The Securities and Exchange Commission adopted amendments on Thursday towards requiring that listed companies be subject to inspection and audit by the Public Company Accounting Oversight Board (PCAOB), a non-profit corporation established by Congress to oversee audits of public companies.
“We have a basic bargain in our securities regime, which came out of Congress on a bipartisan basis under the Sarbanes-Oxley Act of 2002. If you want to issue public securities in the U.S., the firms that audit your books have to be subject to inspection by the PCAOB,” said SEC Chair Gary Gensler. ” The Commission and the PCAOB will continue to work together to ensure that the auditors of foreign companies accessing U.S. capital markets play by our rules. We hope foreign governments will, working with the PCAOB, take action to make that possible.”

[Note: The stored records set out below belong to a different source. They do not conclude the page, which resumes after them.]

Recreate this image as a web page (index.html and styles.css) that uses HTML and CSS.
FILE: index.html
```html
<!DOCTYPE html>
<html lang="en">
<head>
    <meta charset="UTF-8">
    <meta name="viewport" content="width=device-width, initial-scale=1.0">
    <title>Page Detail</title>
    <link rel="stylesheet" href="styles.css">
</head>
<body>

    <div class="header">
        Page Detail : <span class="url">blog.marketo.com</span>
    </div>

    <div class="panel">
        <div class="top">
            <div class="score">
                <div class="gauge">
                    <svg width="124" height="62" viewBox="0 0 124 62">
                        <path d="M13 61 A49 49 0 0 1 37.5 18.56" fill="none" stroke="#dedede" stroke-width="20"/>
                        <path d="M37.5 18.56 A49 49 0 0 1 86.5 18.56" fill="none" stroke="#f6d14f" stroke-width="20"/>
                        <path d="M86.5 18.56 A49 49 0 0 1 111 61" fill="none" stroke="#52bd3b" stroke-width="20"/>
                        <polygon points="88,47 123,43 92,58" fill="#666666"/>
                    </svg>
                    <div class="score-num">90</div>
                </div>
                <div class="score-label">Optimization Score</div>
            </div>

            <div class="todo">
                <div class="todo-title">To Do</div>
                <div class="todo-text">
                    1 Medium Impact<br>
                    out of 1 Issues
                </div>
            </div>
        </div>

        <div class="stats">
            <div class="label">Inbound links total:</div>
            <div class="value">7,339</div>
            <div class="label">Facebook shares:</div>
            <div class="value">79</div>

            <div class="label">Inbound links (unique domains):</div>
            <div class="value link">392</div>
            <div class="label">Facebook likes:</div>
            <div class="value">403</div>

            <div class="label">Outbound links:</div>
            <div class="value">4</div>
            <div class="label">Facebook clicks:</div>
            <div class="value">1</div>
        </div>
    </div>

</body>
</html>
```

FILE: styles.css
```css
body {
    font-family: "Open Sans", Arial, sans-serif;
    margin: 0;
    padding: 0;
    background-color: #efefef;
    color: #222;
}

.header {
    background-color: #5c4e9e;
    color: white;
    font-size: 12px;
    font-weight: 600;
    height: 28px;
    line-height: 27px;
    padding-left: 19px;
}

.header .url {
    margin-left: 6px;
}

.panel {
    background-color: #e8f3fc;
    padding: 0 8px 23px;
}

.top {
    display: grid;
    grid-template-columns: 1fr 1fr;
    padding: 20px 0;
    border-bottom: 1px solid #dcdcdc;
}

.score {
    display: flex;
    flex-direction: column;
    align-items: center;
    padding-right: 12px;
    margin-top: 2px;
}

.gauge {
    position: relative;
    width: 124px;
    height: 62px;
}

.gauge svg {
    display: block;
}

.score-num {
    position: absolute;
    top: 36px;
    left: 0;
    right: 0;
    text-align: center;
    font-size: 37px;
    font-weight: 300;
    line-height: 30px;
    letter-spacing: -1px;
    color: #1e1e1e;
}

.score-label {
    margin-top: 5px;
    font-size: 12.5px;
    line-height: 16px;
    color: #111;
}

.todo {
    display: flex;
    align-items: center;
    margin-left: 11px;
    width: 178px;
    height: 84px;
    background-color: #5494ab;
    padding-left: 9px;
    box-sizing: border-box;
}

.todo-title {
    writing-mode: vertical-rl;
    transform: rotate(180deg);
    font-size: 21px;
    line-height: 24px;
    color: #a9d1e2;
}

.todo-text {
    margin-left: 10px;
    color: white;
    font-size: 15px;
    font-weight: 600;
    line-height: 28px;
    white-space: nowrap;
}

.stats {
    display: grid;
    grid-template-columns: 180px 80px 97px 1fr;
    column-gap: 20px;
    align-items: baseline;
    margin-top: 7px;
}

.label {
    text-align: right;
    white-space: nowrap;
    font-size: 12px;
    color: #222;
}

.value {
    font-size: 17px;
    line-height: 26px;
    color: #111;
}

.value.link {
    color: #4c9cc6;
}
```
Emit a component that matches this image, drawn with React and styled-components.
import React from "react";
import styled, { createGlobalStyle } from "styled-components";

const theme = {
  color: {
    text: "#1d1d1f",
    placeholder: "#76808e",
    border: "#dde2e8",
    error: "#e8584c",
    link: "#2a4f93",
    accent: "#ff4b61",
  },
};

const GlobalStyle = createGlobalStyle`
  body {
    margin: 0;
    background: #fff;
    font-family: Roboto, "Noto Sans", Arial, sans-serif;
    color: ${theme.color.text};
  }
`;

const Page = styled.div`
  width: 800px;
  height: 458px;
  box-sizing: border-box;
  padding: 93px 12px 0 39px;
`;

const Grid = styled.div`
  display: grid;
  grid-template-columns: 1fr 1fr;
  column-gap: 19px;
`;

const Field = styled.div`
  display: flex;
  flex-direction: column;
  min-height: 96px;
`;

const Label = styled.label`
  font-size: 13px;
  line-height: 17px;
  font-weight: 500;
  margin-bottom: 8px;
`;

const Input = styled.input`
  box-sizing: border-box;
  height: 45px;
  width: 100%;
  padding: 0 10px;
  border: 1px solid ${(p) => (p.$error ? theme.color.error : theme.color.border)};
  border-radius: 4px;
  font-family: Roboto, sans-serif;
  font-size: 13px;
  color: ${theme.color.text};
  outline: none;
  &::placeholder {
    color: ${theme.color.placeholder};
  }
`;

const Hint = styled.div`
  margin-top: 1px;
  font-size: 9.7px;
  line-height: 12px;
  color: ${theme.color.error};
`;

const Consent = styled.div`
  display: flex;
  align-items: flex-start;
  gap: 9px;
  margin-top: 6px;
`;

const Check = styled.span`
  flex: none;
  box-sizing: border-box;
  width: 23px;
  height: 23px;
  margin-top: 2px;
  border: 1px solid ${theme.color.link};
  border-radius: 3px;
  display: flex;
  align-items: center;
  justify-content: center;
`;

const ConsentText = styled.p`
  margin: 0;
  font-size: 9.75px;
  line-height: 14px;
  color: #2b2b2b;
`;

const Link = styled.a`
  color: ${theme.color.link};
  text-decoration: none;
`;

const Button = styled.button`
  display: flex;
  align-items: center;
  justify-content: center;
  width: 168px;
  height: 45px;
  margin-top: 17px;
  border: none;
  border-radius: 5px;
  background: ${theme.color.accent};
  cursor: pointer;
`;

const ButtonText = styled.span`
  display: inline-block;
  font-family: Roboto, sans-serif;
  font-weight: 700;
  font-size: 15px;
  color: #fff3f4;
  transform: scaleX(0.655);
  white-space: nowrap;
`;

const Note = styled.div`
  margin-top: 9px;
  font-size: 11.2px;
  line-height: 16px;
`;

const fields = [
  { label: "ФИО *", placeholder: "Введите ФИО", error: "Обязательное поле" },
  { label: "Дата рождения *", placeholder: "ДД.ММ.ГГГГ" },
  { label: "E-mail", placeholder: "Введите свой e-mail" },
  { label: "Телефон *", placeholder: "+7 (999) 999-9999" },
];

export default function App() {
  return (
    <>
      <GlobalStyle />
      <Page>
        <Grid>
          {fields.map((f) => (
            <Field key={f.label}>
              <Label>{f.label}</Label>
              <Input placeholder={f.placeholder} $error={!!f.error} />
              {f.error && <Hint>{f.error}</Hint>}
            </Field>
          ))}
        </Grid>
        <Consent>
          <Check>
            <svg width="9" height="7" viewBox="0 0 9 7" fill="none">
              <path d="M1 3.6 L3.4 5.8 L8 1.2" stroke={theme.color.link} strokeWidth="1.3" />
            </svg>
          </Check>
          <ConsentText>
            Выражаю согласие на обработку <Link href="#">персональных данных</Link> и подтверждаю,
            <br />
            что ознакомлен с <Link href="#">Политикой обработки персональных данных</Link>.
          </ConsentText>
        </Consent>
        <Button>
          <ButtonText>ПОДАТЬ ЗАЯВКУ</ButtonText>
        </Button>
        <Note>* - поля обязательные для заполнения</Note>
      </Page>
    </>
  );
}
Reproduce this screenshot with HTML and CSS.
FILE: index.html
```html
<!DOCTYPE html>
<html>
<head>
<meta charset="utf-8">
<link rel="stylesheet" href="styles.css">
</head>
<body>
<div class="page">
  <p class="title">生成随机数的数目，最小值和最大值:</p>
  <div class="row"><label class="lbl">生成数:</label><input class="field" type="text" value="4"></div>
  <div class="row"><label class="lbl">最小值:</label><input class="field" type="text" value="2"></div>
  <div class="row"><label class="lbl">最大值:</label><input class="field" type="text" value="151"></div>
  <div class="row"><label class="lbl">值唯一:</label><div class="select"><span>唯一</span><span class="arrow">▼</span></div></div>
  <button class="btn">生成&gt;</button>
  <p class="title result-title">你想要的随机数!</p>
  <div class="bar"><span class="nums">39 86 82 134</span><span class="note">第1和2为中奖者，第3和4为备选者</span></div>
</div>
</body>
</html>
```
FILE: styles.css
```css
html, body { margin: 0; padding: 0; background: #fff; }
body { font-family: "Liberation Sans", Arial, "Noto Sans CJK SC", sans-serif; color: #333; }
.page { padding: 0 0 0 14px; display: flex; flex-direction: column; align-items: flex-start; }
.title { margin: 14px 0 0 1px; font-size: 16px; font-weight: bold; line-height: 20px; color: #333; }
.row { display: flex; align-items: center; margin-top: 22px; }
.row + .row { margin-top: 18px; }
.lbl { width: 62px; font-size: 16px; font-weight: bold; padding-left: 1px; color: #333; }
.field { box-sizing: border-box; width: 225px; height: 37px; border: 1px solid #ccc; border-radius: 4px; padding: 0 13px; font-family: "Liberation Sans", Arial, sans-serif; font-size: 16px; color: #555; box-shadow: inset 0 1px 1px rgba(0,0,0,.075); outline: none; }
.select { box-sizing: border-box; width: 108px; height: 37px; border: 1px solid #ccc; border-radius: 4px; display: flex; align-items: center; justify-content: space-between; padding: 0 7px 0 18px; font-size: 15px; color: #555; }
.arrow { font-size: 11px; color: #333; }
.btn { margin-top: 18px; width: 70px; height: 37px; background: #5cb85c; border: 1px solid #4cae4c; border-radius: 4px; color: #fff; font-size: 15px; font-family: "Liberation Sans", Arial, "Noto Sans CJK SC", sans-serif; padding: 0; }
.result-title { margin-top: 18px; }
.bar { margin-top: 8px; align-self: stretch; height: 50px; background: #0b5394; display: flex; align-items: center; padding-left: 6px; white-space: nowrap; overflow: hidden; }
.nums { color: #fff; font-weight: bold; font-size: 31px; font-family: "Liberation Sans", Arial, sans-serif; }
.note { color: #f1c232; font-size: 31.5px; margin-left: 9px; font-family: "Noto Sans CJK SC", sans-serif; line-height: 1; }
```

Currently there are two jurisdictions in which the PCAOB are unable to audit, China and Hong Kong, despite a 2013 memorandum of understanding between the PCAOB and the Chinese government. The amendments require foreign issuers of securities to prove they are not owned or controlled by a governmental entity, in the case that they are audited by their domestic accounting firms, as well as certain additional disclosures in their annual reports.
“This lack of compliance with international audit inspections calls into question the reliability of the corporate financial statements guiding valuation and investment,” noted the US-China Economic and Security review Commission, in a May 2021 report. “The case of Luckin Coffee illustrates the risks. In presenting information to support its initial public offering, Luckin manipulated critical revenue, operations and customer traffic data. During its IPO, shares traded at $17 raising $561 million in capital. Luckin’s peak market capitalization was $12 billion, with shares trading at just over $50. Within weeks of the disclosure of falsified information, the stock collapsed ultimately leading to losses for investors and its delisting from NASDAQ.”
According to the US-China Economic and Security review Commission as of May 5, 2021 there were 248 Chinese companies listed on the NYSE, NASDAQ and NYSE American, the three largest US exchanges, with a total market capitalization of $2.1 trillion.